Dataset records:
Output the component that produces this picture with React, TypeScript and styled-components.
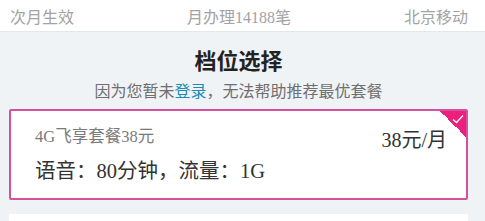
import React from 'react';
import styled, { createGlobalStyle } from 'styled-components';

const GlobalStyle = createGlobalStyle`
  html, body {
    margin: 0;
    padding: 0;
    background: #eff3f5;
    font-family: "Liberation Serif", "Noto Sans CJK SC", serif;
  }
`;

const Page = styled.div`
  width: 485px;
  height: 221px;
  overflow: hidden;
  background: #eff3f5;
`;

const TopBar = styled.div`
  height: 31px;
  background: #fff;
  border-bottom: 1px solid #e3e8eb;
  display: flex;
  align-items: center;
  justify-content: space-between;
  padding: 0 17px 0 10px;
  font-size: 16px;
  color: #a3a3a3;
`;

const Body = styled.div`
  padding: 0 17px 0 9px;
  display: flex;
  flex-direction: column;
  align-items: stretch;
`;

const Title = styled.div`
  margin-top: 12px;
  text-align: center;
  font-family: "Noto Sans CJK SC", sans-serif;
  font-weight: 700;
  font-size: 22px;
  line-height: 30px;
  color: #222;
`;

const Hint = styled.div`
  margin-top: 5px;
  text-align: center;
  font-family: "Noto Sans CJK SC", sans-serif;
  font-size: 16px;
  line-height: 22px;
  color: #6f6f6f;
`;

const LoginLink = styled.span`
  color: #1b8cb5;
`;

const PlanCard = styled.div<{ $selected?: boolean }>`
  position: relative;
  margin-top: 8px;
  height: 91px;
  background: #fff;
  border: 2px solid ${p => (p.$selected ? '#d6509c' : '#fff')};
  border-radius: 2px;
  overflow: hidden;
  display: flex;
  justify-content: space-between;
  padding: 15px 19px 0 24px;
  box-sizing: border-box;
`;

const PlanInfo = styled.div`
  display: flex;
  flex-direction: column;
  gap: 10px;
`;

const PlanName = styled.div`
  font-size: 16.5px;
  line-height: 22px;
  color: #7a7a7a;
`;

const PlanDetail = styled.div`
  font-size: 20.5px;
  line-height: 26px;
  color: #333;
`;

const Price = styled.div`
  margin-top: 1px;
  font-size: 20px;
  line-height: 26px;
  color: #333;
`;

const Corner = styled.div`
  position: absolute;
  top: 0;
  right: 0;
  width: 26px;
  height: 26px;
  background: linear-gradient(45deg, transparent 50%, #ec1f7c 50%);
`;

const Check = styled.svg`
  position: absolute;
  top: 3px;
  right: 2px;
`;

const NextCard = styled.div`
  margin-top: 14px;
  height: 40px;
  background: #fff;
`;

export default function App() {
  return (
    <Page>
      <GlobalStyle />
      <TopBar>
        <span>次月生效</span>
        <span>月办理14188笔</span>
        <span>北京移动</span>
      </TopBar>
      <Body>
        <Title>档位选择</Title>
        <Hint>
          因为您暂未<LoginLink>登录</LoginLink>，无法帮助推荐最优套餐
        </Hint>
        <PlanCard $selected>
          <PlanInfo>
            <PlanName>4G飞享套餐38元</PlanName>
            <PlanDetail>语音：80分钟，流量：1G</PlanDetail>
          </PlanInfo>
          <Price>38元/月</Price>
          <Corner>
            <Check width="12" height="10" viewBox="0 0 12 10">
              <path d="M1 5.5 L4.5 8.5 L11 1.5" fill="none" stroke="#fff" strokeWidth="1.3" />
            </Check>
          </Corner>
        </PlanCard>
        <NextCard />
      </Body>
    </Page>
  );
}
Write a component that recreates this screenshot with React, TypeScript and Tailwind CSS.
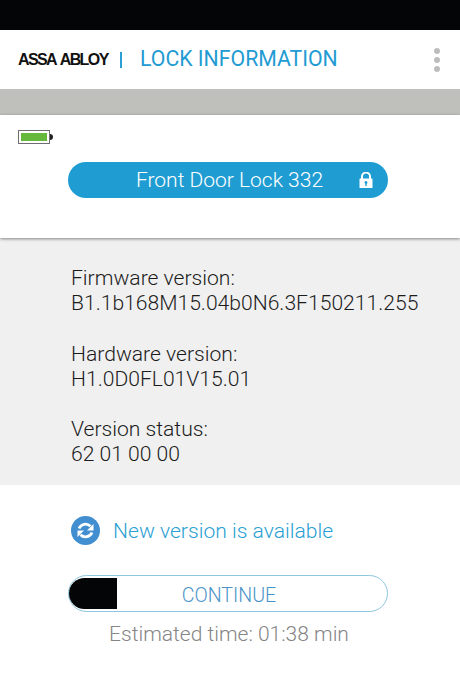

▸ **Instructions to follow**
Find each line that has the word "TypeScript", then copy it out.

▸ **Result of this task**
Output the component that produces this picture with React, TypeScript and styled-components.
Write a component that recreates this screenshot with React, TypeScript and Tailwind CSS.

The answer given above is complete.